Foucault, tout en vieillissant dans cette douce intendance, avait un secret désir et quelque vague espoir de devenir ministre, surtout quand il vit son ami Chamillart contrôleur général, M. de Ponchartrain, un autre ami, étant chancelier. Il attendit vainement, et, après avoir cédé par faveur spéciale son intendance de Caen à ce fils trop peu digne qui ne sut pas la garder, il dut se résigner à n’être finalement que conseiller d’État, et de plus chef du Conseil de Madame, mère du Régent : ce furent ses derniers honneurs. Académicien, il se délassait tantôt dans sa jolie maison d’Athis, tantôt dans son hôtel rue Neuve-Saint-Paul, au milieu de ses belles collections et dans la compagnie des savants. L’année où il mourut (1721), M. de Boze, secrétaire de l’Académie, fit son éloge78. De son vivant, il avait recueilli les plus flatteurs témoignages, et qui nous ont été conservés, — entre autres, de l’ancien évêque Huet, son ami particulier, dont il avait pris soin de rassembler les vers français épars, — de l’abbé Fraguier, qui, sur une découverte de ruines antiques faite autrefois près de Caen par M. Foucault, l’avait comparé en pleine Académie à Cicéron, questeur en Sicile, découvrant aux portes de Syracuse le tombeau d’Archimède. Ces beaux esprits gréco-latins, à force de vouloir tout orner, déguisent et transforment tout.

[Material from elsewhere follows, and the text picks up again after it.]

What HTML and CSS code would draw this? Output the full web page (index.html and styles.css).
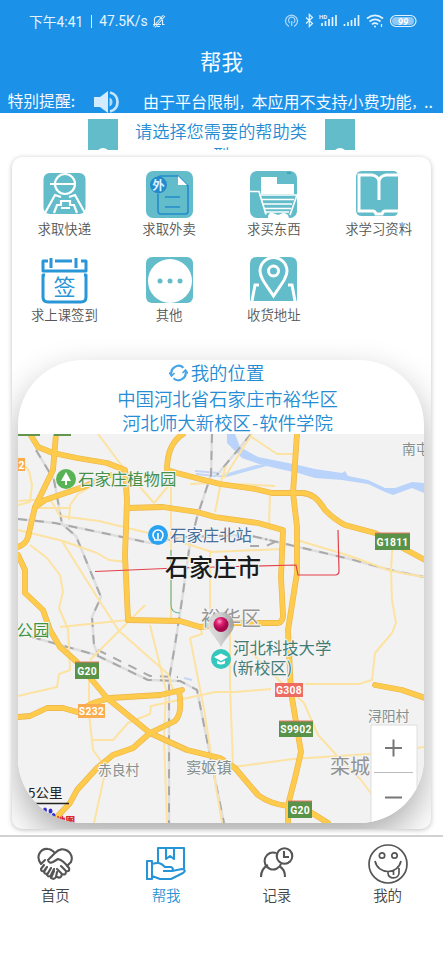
FILE: index.html
```html
<!DOCTYPE html>
<html lang="zh-CN">
<head>
<meta charset="utf-8">
<meta name="viewport" content="width=device-width, initial-scale=1">
<title>帮我</title>
<link rel="stylesheet" href="styles.css">
</head>
<body>
<div class="app">
  <header class="header">
    <div class="status">
      <span class="status-time">下午4:41</span><span class="status-bar"></span><span class="status-time">47.5K/s</span>
      <svg class="mute" width="15" height="16" viewBox="0 0 15 16" fill="none" stroke="#e3f2ff" stroke-width="1.1"><path d="M2 11.5h8M3.5 11V6.5C3.500 2.500 10.500 2.500 10.500 6M11.500 7v4.500h2M6 13.500h3M12.500 2 2.500 13.500M14 3 4 14.500"/></svg>
      <div class="status-right">
        <svg width="133" height="16" viewBox="284 13 133 16" fill="none" stroke="#e3f2ff" stroke-width="1.2">
          <g opacity=".75"><path d="M289 26.500a6 6 0 1 1 5 0M290 23a3.200 3.200 0 1 1 3.500 0M291.700 21v5"/></g>
          <path d="m306 17.500 6.500 6-3.200 3V14.500l3.200 3-6.500 6"/>
          <text class="hd" x="319" y="18.500">HD</text>
          <path stroke-width="1.7" d="M322 26v-3M325.500 26v-5M329 26v-7M332.500 26v-9M336 26v-11M344.500 26v-2M348 26v-4M351.500 26v-6M355 26v-8M358.500 26v-11"/>
          <path stroke-width="1.7" d="M367 18.500c5-4 11-4 16 0M369.500 21.500c4-3 7.500-3 11 0M372 24.300c2-1.600 4-1.600 6 0"/><path d="M375 26.500v.1" stroke-width="2" stroke-linecap="round"/><path d="M381.500 24v3" />
          <rect x="390.500" y="15.500" width="25.500" height="11" rx="5.500"/><rect x="392" y="17" width="22" height="8" rx="4" fill="#8fc8f5" stroke="none"/>
          <text class="pct" x="403" y="25">99</text>
        </svg>
      </div>
    </div>
    <h1 class="title">帮我</h1>
    <div class="notice">
      <span class="notice-label">特别提醒:</span>
      <svg class="speaker" width="27" height="24" viewBox="0 0 27 24"><path d="M1 7h6l8-6v22l-8-6H1z" fill="#d3ebff"/><path d="M16.500 7.500v9c4-1.500 4-7.500 0-9z" fill="#b4dcfb"/><path d="M17 2.500c10 2.500 10 16.500 0 19" fill="none" stroke="#c5e4fd" stroke-width="2.800"/></svg>
      <span class="notice-text">由于平台限制<i>，</i>本应用不支持小费功能<i>，</i>..</span>
    </div>
  </header>

  <section class="prompt">
    <svg width="30" height="31" viewBox="0 0 30 31"><path d="M0 0h30v31H20q-5-4-10 0H0z" fill="#63bcca"/></svg>
    <p class="prompt-text">请选择您需要的帮助类型</p>
    <svg width="30" height="31" viewBox="0 0 30 31"><path d="M0 0h30v31H20q-5-4-10 0H0z" fill="#63bcca"/></svg>
  </section>

  <main class="card">
    <div class="grid">
      <div class="item">
        <svg width="47" height="47" viewBox="0 0 47 47"><rect x="2.500" y="2" width="42" height="41" rx="6" fill="#63bcca"/><g fill="none" stroke="#fff" stroke-width="2.200"><circle cx="24" cy="13" r="10"/><path d="M9 13h25M4 42l10-18 6 2M44 42 34 24l-6 2M13 42l3-8h4v-4h9v4h4l3 8M20 37h9"/></g></svg>
        <span>求取快递</span>
      </div>
      <div class="item">
        <svg width="47" height="47" viewBox="0 0 47 47"><rect width="47" height="47" rx="7" fill="#63bcca"/><g fill="none" stroke="#238bcc" stroke-width="1.600"><path d="M12 23v17q0 3 3 3h24q3 0 3-3V15L32 5H15q-3 0-3 3M19 26h15M19 36h15"/></g><path d="M32 5v9h9z" fill="#fff"/><circle cx="12.500" cy="14" r="8.500" fill="#238bcc"/><text class="out" x="12.500" y="18.500">外</text></svg>
        <span>求取外卖</span>
      </div>
      <div class="item">
        <svg width="47" height="47" viewBox="0 0 47 47"><rect width="47" height="47" rx="7" fill="#63bcca"/><path d="M11 6h16v7h17v10H11zM18 47q0-6 5-5l5 2 5-2q5 0 6 5z" fill="#fff"/><g fill="none" stroke="#fff" stroke-width="1.700"><path d="M0 20.500h9l7 23M9 24h38l-7 20M12 28.500h32M13 33h29M14 37.500h27M16 41h23"/></g><path d="M37 2h4" stroke="#238a9b"/></svg>
        <span>求买东西</span>
      </div>
      <div class="item">
        <svg width="47" height="47" viewBox="0 0 47 47"><path d="M7 0h31q5 0 5 5v35q0 5-5 5H7q-6 0-6-6V6q0-6 6-6z" fill="#63bcca"/><g fill="none" stroke="#fff"><path stroke-width="3" d="M24 29V10Q23 5 17 4H4v36h14q2 0 3 3h6q1-3 3-3h14M24 10q1-5 7-6h13"/></g></svg>
        <span>求学习资料</span>
      </div>
      <div class="item">
        <svg width="47" height="47" viewBox="0 0 47 47"><g fill="none" stroke="#2896d7" stroke-width="3" stroke-linejoin="round"><path d="M7 4H2v10h43V4h-5M14 4h17M10 1v10M35 1v10M4 18H2v22q0 5 5 5h33q5 0 5-5V18h-2"/></g><text class="sign" x="23.500" y="38">签</text></svg>
        <span>求上课签到</span>
      </div>
      <div class="item">
        <svg width="47" height="47" viewBox="0 0 47 47"><rect y="0" width="47" height="46" rx="6" fill="#63bcca"/><circle cx="24" cy="24" r="22" fill="#fff"/><g fill="#63bcca"><circle cx="14" cy="24" r="2.500"/><circle cx="24" cy="24" r="2.500"/><circle cx="34" cy="24" r="2.500"/></g></svg>
        <span>其他</span>
      </div>
      <div class="item">
        <svg width="47" height="47" viewBox="0 0 47 47"><path d="M7 0h33q7 0 7 7v37H0V7q0-7 7-7z" fill="#63bcca"/><g fill="none" stroke="#fff"><path stroke-width="3" d="M23.500 39C14 25 10 20 10 14a13.500 13.500 0 0 1 27 0c0 6-4 11-13.500 25z"/><circle cx="23.500" cy="14" r="5" stroke-width="3"/><path stroke-width="3" d="M9 28H5L2 44M38 28h4l3 16"/></g></svg>
        <span>收货地址</span>
      </div>
    </div>

    <section class="location">
      <div class="address">
        <div class="address-head"><svg width="19" height="18" viewBox="0 0 19 18" fill="none" stroke="#45a5e8" stroke-width="2.100"><path d="M2.800 11.500A7.200 7.200 0 0 1 14.500 3.800M16.200 6.500A7.200 7.200 0 0 1 4.500 14.200"/><path d="m0 8.500 2.500 3.500 3-3M19 9.500 16.500 6l-3 3" stroke-width="1.500"/></svg>我的位置</div>
        <div>中国河北省石家庄市裕华区</div>
        <div>河北师大新校区<span class="dash">-</span>软件学院</div>
      </div>
      <svg class="map" width="406" height="389" viewBox="18 434 406 389">
        <rect x="18" y="434" width="406" height="389" fill="#f2f2f2"/>
        <path class="water" d="M227 434h8l5 13 18 10 40 8 17 4 27 4 3-2 3 5 20 4 17 8h10l17-6 12 1v10l-12-5-19 7-8-3-17-8-26-4-27-2-17-5-36-8-20-7-15-15z"/>
        <path d="M215 477l20-6 21-6 18-1-22 6-25 7z" fill="#bed6fa"/><path d="M195 471l24 2-4 3-19-2M184 678l8 2" stroke="#c6d5f5" stroke-width="2" fill="none"/>
        <g class="rail-bg">
          <path d="M36 450 54 480 59 507 62 524 76 536 101 597 92 617 94 645 98 655"/>
          <path d="M18 519 55 523 127 538 150 543 185 537 248 535 290 545 350 559 390 570 424 577"/>
          <path d="M212 434 211 475 197 517 189 550 182 600 175 645 169 680 169 823"/>
          <path d="M32 637 96 655 148 680 180 681 197 690 212 765 224 823"/>
          <path d="M251 434 217 475"/>
        </g>
        <g class="rail-dash">
          <path d="M36 450 54 480 59 507 62 524 76 536 101 597 92 617 94 645 98 655"/>
          <path d="M18 519 55 523 127 538 150 543 185 537 248 535 290 545 350 559 390 570 424 577"/>
          <path d="M212 434 211 475 197 517 189 550 182 600 175 645 169 680 169 823"/>
          <path d="M32 637 96 655 148 680 180 681 197 690 212 765 224 823"/>
          <path d="M251 434 217 475M98 650 150 676 178 677M250 546h16l9-4-10-3"/>
        </g>
        <g class="minor">
          <path d="M98 434 125 470 154 503M18 458 29 471 32 485 30 502 18 505M18 501 50 499 60 516 99 521 165 537 212 552 282 549M36 508h35M110 476 78 494 70 505 69 520M18 530 63 541 97 553 109 560 127 562M62 541 97 597 119 631M30 545 47 558 60 575 63 592 59 608 68 629 70 670 59 674 57 687 18 696M154 503 171 483 171 550M210 550V615M60 627 128 620M118 630 168 674 173 690"/>
          <path d="M190 484l20-1 65 3M226 466l-4 12-7 34M250 436l27 18h17M270 495l-1 32M252 434l-28 44M297 540l53 16 41 15 33 6M391 570l1 30 4 23-4 10-17 20-3 27-13 4H305M391 570l2-35"/>
          <path d="M90 660 119 631 145 605M171 550v70M150 625l16 65-2 48 3 85M89 668v45l4 37 13 18-12 55M93 740h20l15-17 22-9 1-8 64-14h20l36-3M190 638l14 71 12 78 6 36M190 638l12-4-2-8M230 625v60l3 81-20-1M233 767l60-8 76-5 55-7M249 650l30 30 25 23 14 32 23 25 20 20 24 32"/>
        </g>
        <g class="major-edge">
          <path d="M30 434 38 447 53 453 77 458 107 463 125 470 127 500 125 555 128 620 180 621 200 627 232 623H278Q283 622 283 615L281 577 283 530 258 523 215 517 197 512 163 507 127 508"/>
          <path d="M183 434Q167 444 167 470L177 473 200 479 220 484 255 489 272 493H302Q315 493 325 510 335 520 345 525L375 533 425 560"/>
          <path d="M297 434 293 493 297 527 297 573 288 630 291 692 301 752 295 778 288 805V823"/>
          <path d="M56 434 53 470 35 507 28 537Q26 544 18 547M35 507 45 500 83 487 110 475"/>
          <path d="M18 555 25 570V593L43 610 50 630 60 647 77 662 107 698 150 733 187 750 220 758 235 768 258 795Q270 804 288 806L312 813 328 823"/>
          <path d="M18 717 30 716 47 708H63L77 712 93 703 110 698 160 695 182 690M179 691Q183 713 175 721L150 733 133 748 113 755 97 768 77 790 70 803 55 819M375 685 402 690 425 698"/>
        </g>
        <g class="major">
          <path d="M30 434 38 447 53 453 77 458 107 463 125 470 127 500 125 555 128 620 180 621 200 627 232 623H278Q283 622 283 615L281 577 283 530 258 523 215 517 197 512 163 507 127 508"/>
          <path d="M183 434Q167 444 167 470L177 473 200 479 220 484 255 489 272 493H302Q315 493 325 510 335 520 345 525L375 533 425 560"/>
          <path d="M297 434 293 493 297 527 297 573 288 630 291 692 301 752 295 778 288 805V823"/>
          <path d="M56 434 53 470 35 507 28 537Q26 544 18 547M35 507 45 500 83 487 110 475"/>
          <path d="M18 555 25 570V593L43 610 50 630 60 647 77 662 107 698 150 733 187 750 220 758 235 768 258 795Q270 804 288 806L312 813 328 823"/>
          <path d="M18 717 30 716 47 708H63L77 712 93 703 110 698 160 695 182 690M179 691Q183 713 175 721L150 733 133 748 113 755 97 768 77 790 70 803 55 819M375 685 402 690 425 698"/>
        </g>
        <path d="M171 550v55q0 8 9 8" fill="none" stroke="#6cb7a5" stroke-width="1.200"/>
        <path d="M95 571.500 177 568l119-3 2 10h37q4 0 4-4l-1-41" fill="none" stroke="#e3404b" stroke-width="1.200"/>
        <path d="M18 434h22v2H18zM54 434h17v2H54z" fill="#63964c"/>

        <circle cx="66" cy="479" r="10" fill="#58b355"/><path d="m66 472 5 9h-4v4h-2v-4h-4z" fill="#fff"/>
        <text class="poi green" x="78" y="484.500">石家庄植物园</text>
        <circle cx="158" cy="535" r="10" fill="#29a3f1"/><path d="M155 539a5 5 0 1 1 6 0M158 533v6M154 540h8" fill="none" stroke="#fff" stroke-width="1.600"/>
        <text class="poi blue" x="170" y="540.500">石家庄北站</text>
        <text class="city" x="165" y="576">石家庄市</text>
        <text class="district" x="201" y="625.500">裕华区</text>
        <text class="poi park" x="16.500" y="635.500">公园</text>
        <text class="village" x="402" y="454">南屯</text>
        <text class="village" x="98" y="775">赤良村</text>
        <text class="village wide" x="186" y="773">窦妪镇</text>
        <text class="village" x="368" y="720.500">浔阳村</text>
        <text class="county" x="330" y="774">栾城区</text>
        <circle cx="221" cy="659" r="10" fill="#33c7bd"/><path d="m214 657 7-3.500 7 3.500-7 4zM217 660.500v3q4 2 8 0v-3l-4 2z" fill="#fff"/>
        <text class="poi teal" x="233" y="653.500">河北科技大学</text>
        <text class="poi teal" x="232" y="674">(新校区)</text>

        <g class="shield">
          <g fill="#59934a"><path d="M375 533h35v17h-35zM75 662h24v17H75zM279 721h34v16h-34zM288 801h24v17h-24z"/></g>
          <path d="M275 683h28v14h-28z" fill="#ed6b61"/><path d="M78 704h27v14H78zM18 458h7v13h-7z" fill="#faad50"/>
          <path d="M375 533h35M75 662h24M279 721h34M288 801h24" stroke="#e9775c" stroke-width="1"/>
          <text x="392.500" y="545.500">G1811</text><text x="87" y="674.500">G20</text><text x="296" y="733">S9902</text><text x="300" y="813.500">G20</text><text x="289" y="694">G308</text><text x="91.500" y="715">S232</text><text x="21.500" y="468.500">2</text>
        </g>

        <defs><radialGradient id="ball" cx=".4" cy=".3"><stop offset="0" stop-color="#ff9ac7"/><stop offset=".45" stop-color="#df2272"/><stop offset="1" stop-color="#a6084a"/></radialGradient><linearGradient id="pin"><stop stop-color="#dedede"/><stop offset=".5" stop-color="#ccc"/><stop offset="1" stop-color="#9b9b9b"/></linearGradient></defs>
        <path d="M208 625a13 13 0 0 1 26 0c0 7-9 13-13 22-4-9-13-15-13-22z" fill="url(#pin)" opacity=".9"/><circle cx="221" cy="624.500" r="7.500" fill="url(#ball)"/>

        <text class="scale" x="28" y="798">5公里</text><path d="M34 803.500h35" stroke="#222" stroke-width="1.300"/>
        <g fill="#3430cf"><ellipse cx="45" cy="810" rx="2" ry="2.500"/><ellipse cx="50.500" cy="811" rx="2" ry="2.500"/><ellipse cx="53.500" cy="815.500" rx="2" ry="2.500"/><circle cx="47" cy="817" r="4"/></g><text class="brand" x="56" y="824">地图</text>
        <path d="M371 725h46v98h-46z" fill="#fff" stroke="#dedede"/><path d="M374 772.500h39" stroke="#bbb"/><path d="M385 748h17M393.500 739.500v17M385 797.500h17" stroke="#777" stroke-width="2"/>
      </svg>
    </section>
  </main>

  <nav class="tabs">
    <div class="tab">
      <svg width="38" height="40" viewBox="0 0 38 40" fill="none" stroke="#555" stroke-width="2.100" stroke-linejoin="round" stroke-linecap="round"><path d="M5 20C-1 12 5 4 12 5c3 0 5 2 7 4 8-9 20 0 16 9l-4 4M19 9l-7 7q1 4 5 2l5-3c4 1 8 5 11 9M5 20l4-4M8 21l-3 4q0 3 3 2l3-4M11 23l-3 5q1 3 4 1l3-5M15 24l-4 7q2 3 4 0l3-6M18 27l-3 7q3 2 5-1l1-5M33 24q1 4-3 3l-5-5M30 27q0 5-4 3l-5-5M26 30q-1 5-5 3"/></svg>
      <span>首页</span>
    </div>
    <div class="tab active">
      <svg width="40" height="40" viewBox="0 0 40 40" fill="none" stroke="#2794d5" stroke-width="2.100" stroke-linejoin="round"><path d="M12 18V4h26v21M20 4v11l4-3 4 3V4M1 17h5v18H1zM6 20c7-2 9-1 13 3h6q3 1 1 4h-9M26 27l10-2q5 1 1 4l-12 6H14l-8-3"/></svg>
      <span>帮我</span>
    </div>
    <div class="tab">
      <svg width="38" height="40" viewBox="0 0 38 40" fill="none" stroke="#555" stroke-width="2.100"><path d="M18 9a8.500 8.500 0 1 0 5 11M3 33c0-7 3-10 7-12M21 22c4 2 6 5 6 11"/><circle cx="26.500" cy="12" r="7.800"/><path d="M26 7v6h5"/></svg>
      <span>记录</span>
    </div>
    <div class="tab">
      <svg width="40" height="40" viewBox="0 0 40 40" fill="none" stroke="#555" stroke-width="1.700"><circle cx="20" cy="20" r="19"/><circle cx="14" cy="11.500" r="2.700"/><circle cx="26.500" cy="11.500" r="2.700"/><path d="M7 17c3 14 23 14 26 0M20 27v2c0 7 11 6 11 0v-5M25.500 26v5"/></svg>
      <span>我的</span>
    </div>
  </nav>
</div>
</body>
</html>
```
FILE: styles.css
```css
* { box-sizing: border-box; }
body { margin: 0; background: #fff; font-family: "Noto Sans CJK SC", sans-serif; font-weight: 350; }
svg { display: block; flex: none; }
.app { width: 443px; height: 960px; display: flex; flex-direction: column; overflow: hidden; }

.header { height: 113px; background: #1b92e8; color: #f4faff; display: flex; flex-direction: column; overflow: hidden; flex: none; }
.status { height: 42px; padding: 0 26px 0 29px; display: flex; align-items: center; font-size: 13.8px; color: #e3f2ff; white-space: nowrap; }
.status-time { font-family: Roboto, "Noto Sans CJK SC", sans-serif; font-weight: 400; }
.status-bar { width: 1px; height: 13px; background: #e3f2ff; margin: 0 7px 0 8px; }
.mute { margin-left: 3px; }
.status-right { margin-left: auto; }
.hd { font: 700 6px Roboto, sans-serif; fill: #e3f2ff; stroke: none; }
.pct { font: italic 700 9.5px Roboto, sans-serif; fill: #fff; stroke: none; text-anchor: middle; }
.title { margin: 0; height: 40px; line-height: 38px; font-size: 21.5px; font-weight: 400; text-align: center; }
.notice { height: 31px; padding: 7px 0 0 7.5px; display: flex; font-size: 16px; font-weight: 400; line-height: 24px; white-space: nowrap; }
.notice-label { width: 85.5px; font-size: 15.8px; }
.notice i { font-style: normal; font-size: 12.5px; }
.speaker { margin: 1px 23px 0 0; }

.prompt { height: 44px; padding-top: 6px; display: flex; justify-content: center; flex: none; }
.prompt-text { margin: 0 14px 0 13px; width: 180px; height: 31px; overflow: hidden; text-align: center; font-size: 17.2px; line-height: 23.5px; color: #268cd3; }

.card { width: 419px; height: 672px; margin-left: 12px; border-radius: 10px; overflow: hidden; flex: none; box-shadow: 0 1px 5px rgba(0,0,0,.25); display: flex; flex-direction: column; }
.grid { height: 203px; padding-top: 14px; display: grid; grid-template-columns: repeat(4, 1fr); grid-auto-rows: 86px; flex: none; }
.item { display: flex; flex-direction: column; align-items: center; font-size: 13.4px; line-height: 20px; color: #555; }
.out { font-size: 12.5px; font-weight: 700; fill: #d9f1ff; text-anchor: middle; }
.sign { font-size: 22px; font-weight: 400; fill: #2b96d6; text-anchor: middle; }

.location { width: 406px; height: 463px; margin-left: 6px; border-radius: 65px; overflow: hidden; background: #fff; box-shadow: 0 16px 36px rgba(0,0,0,.32); flex: none; }
.address { height: 74px; padding: 0 0 0 13px; text-align: center; font-size: 18.4px; line-height: 24.7px; color: #268cd3; }
.address-head { display: flex; justify-content: center; align-items: center; gap: 3px; height: 25.5px; padding-right: 22px; }
.dash { padding: 0 1px; }
.water { fill: #b9d3fb; }
.rail-bg { fill: none; stroke: #dedede; stroke-width: 2.5; }
.rail-dash { fill: none; stroke: #a9a9a9; stroke-width: 2; stroke-dasharray: 9 8; }
.minor { fill: none; stroke: #fde3a2; stroke-width: 2; stroke-linejoin: round; }
.major-edge, .major { fill: none; stroke-linejoin: round; stroke-linecap: round; }
.major-edge { stroke: #eab54c; stroke-width: 5.8; }
.major { stroke: #fecb4d; stroke-width: 4.6; }
.map text { paint-order: stroke; stroke: #f5f5f5; stroke-width: 2px; font-weight: 400; }
.map .poi { font-size: 16.4px; }
.map .green { fill: #459149; }
.map .park { fill: #3c953e; }
.map .blue { fill: #466f9c; }
.map .teal { fill: #437c77; }
.map .city { font-size: 24px; font-weight: 500; fill: #1b1b1b; }
.map .district { font-size: 20px; fill: #969696; }
.map .village { font-size: 13.8px; fill: #84908f; }
.map .wide { font-size: 15.2px; }
.map .county { font-size: 20px; fill: #929292; }
.map .scale { font-size: 13.5px; fill: #222; stroke: none; }
.map .brand { font-size: 9.5px; font-weight: 900; fill: #d9262e; stroke: none; }
.map .shield text { font: 700 10.3px Roboto, sans-serif; fill: #fff; stroke: none; text-anchor: middle; letter-spacing: .3px; }

.tabs { margin-top: 6px; border-top: 2px solid #d2d2d2; height: 125px; padding-top: 7px; display: grid; grid-template-columns: repeat(4, 1fr); flex: none; }
.tab { display: flex; flex-direction: column; align-items: center; font-size: 14.5px; line-height: 22px; color: #444; }
.active { color: #2794d5; }
```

On a de Foucault un beau portrait gravé par Van Schuppen, peint par Largillière en 1698. Il était encore intendant de Caen à cette date, et âgé pour lors de cinquante-cinq ans. Il porte une ample perruque qui dérobe un peu la mesure du front. L’œil, le sourcil, le nez, tout le haut du visage, annoncent l’homme ferme, net et résolu. L’œil est ouvert et dur ; le nez tendineux et sec ; le menton est arrêté. Cependant l’ensemble, l’air de la physionomie semble assez riant. La bouche et le sourire sont aux gens de lettres : le reste est bien de l’administrateur et de l’intendant, même de celui du Béarn.